■ Work required
Repeat the data word for word. Do not include the pictures.

========================

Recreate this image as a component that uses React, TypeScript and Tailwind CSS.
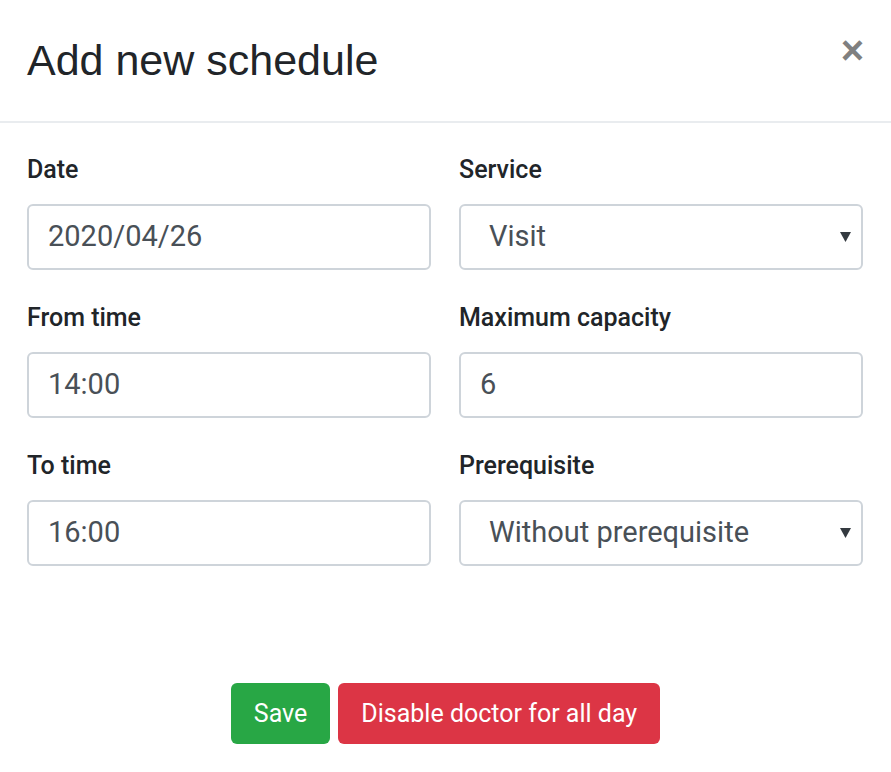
import React from 'react';

interface FieldProps {
    label: string;
    value: string;
    select?: boolean;
}

const Field: React.FC<FieldProps> = ({ label, value, select }) => {
    return (
        <div className="flex flex-col">
            <div className="h-[36px] text-[25px] leading-[36px] font-medium text-[#212529]">{label}</div>
            <div
                className={`mt-[16px] h-[66px] flex items-center justify-between border-2 border-[#ced4da] rounded-[6px] bg-white text-[29px] text-[#495057] ${
                    select ? 'pl-[28px] pr-[10px]' : 'px-[19px]'
                }`}
            >
                <span>{value}</span>
                {select && (
                    <svg width="11" height="10" viewBox="0 0 11 10">
                        <path d="M0 0 H11 L5.5 10 Z" fill="#343a40" />
                    </svg>
                )}
            </div>
        </div>
    );
};

export default function App() {
    return (
        <div className="w-[891px] h-[772px] bg-white font-['Roboto',sans-serif] overflow-hidden">
            <div className="h-[123px] flex items-start justify-between border-b-2 border-[#e9ecef] pl-[27px] pr-[27px]">
                <h5 className="mt-[38px] text-[43px] leading-[44px] text-[#212529] font-['Liberation_Sans',Arial,sans-serif]">
                    Add new schedule
                </h5>
                <span className="mt-[26px] text-[40px] leading-[48px] font-bold text-[#808080] font-['Liberation_Sans',Arial,sans-serif]">
                    ×
                </span>
            </div>

            <div className="pt-[29px] pl-[27px] pr-[28px] grid grid-cols-2 gap-x-[28px] gap-y-[30px]">
                <Field label="Date" value="2020/04/26" />
                <Field label="Service" value="Visit" select />
                <Field label="From time" value="14:00" />
                <Field label="Maximum capacity" value="6" />
                <Field label="To time" value="16:00" />
                <Field label="Prerequisite" value="Without prerequisite" select />
            </div>

            <div className="mt-[117px] flex justify-center gap-[8px]">
                <button className="h-[61px] px-[23px] rounded-[6px] bg-[#28a745] text-white text-[25px]">Save</button>
                <button className="h-[61px] px-[23px] rounded-[6px] bg-[#dc3545] text-white text-[25px]">
                    Disable doctor for all day
                </button>
            </div>
        </div>
    );
}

========================

■ Solution to the exercise
Recreate this image as a component that uses React, TypeScript and Tailwind CSS.
import React from 'react';

interface FieldProps {
    label: string;
    value: string;
    select?: boolean;
}

const Field: React.FC<FieldProps> = ({ label, value, select }) => {
    return (
        <div className="flex flex-col">
            <div className="h-[36px] text-[25px] leading-[36px] font-medium text-[#212529]">{label}</div>
            <div
                className={`mt-[16px] h-[66px] flex items-center justify-between border-2 border-[#ced4da] rounded-[6px] bg-white text-[29px] text-[#495057] ${
                    select ? 'pl-[28px] pr-[10px]' : 'px-[19px]'
                }`}
            >
                <span>{value}</span>
                {select && (
                    <svg width="11" height="10" viewBox="0 0 11 10">
                        <path d="M0 0 H11 L5.5 10 Z" fill="#343a40" />
                    </svg>
                )}
            </div>
        </div>
    );
};

export default function App() {
    return (
        <div className="w-[891px] h-[772px] bg-white font-['Roboto',sans-serif] overflow-hidden">
            <div className="h-[123px] flex items-start justify-between border-b-2 border-[#e9ecef] pl-[27px] pr-[27px]">
                <h5 className="mt-[38px] text-[43px] leading-[44px] text-[#212529] font-['Liberation_Sans',Arial,sans-serif]">
                    Add new schedule
                </h5>
                <span className="mt-[26px] text-[40px] leading-[48px] font-bold text-[#808080] font-['Liberation_Sans',Arial,sans-serif]">
                    ×
                </span>
            </div>

            <div className="pt-[29px] pl-[27px] pr-[28px] grid grid-cols-2 gap-x-[28px] gap-y-[30px]">
                <Field label="Date" value="2020/04/26" />
                <Field label="Service" value="Visit" select />
                <Field label="From time" value="14:00" />
                <Field label="Maximum capacity" value="6" />
                <Field label="To time" value="16:00" />
                <Field label="Prerequisite" value="Without prerequisite" select />
            </div>

            <div className="mt-[117px] flex justify-center gap-[8px]">
                <button className="h-[61px] px-[23px] rounded-[6px] bg-[#28a745] text-white text-[25px]">Save</button>
                <button className="h-[61px] px-[23px] rounded-[6px] bg-[#dc3545] text-white text-[25px]">
                    Disable doctor for all day
                </button>
            </div>
        </div>
    );
}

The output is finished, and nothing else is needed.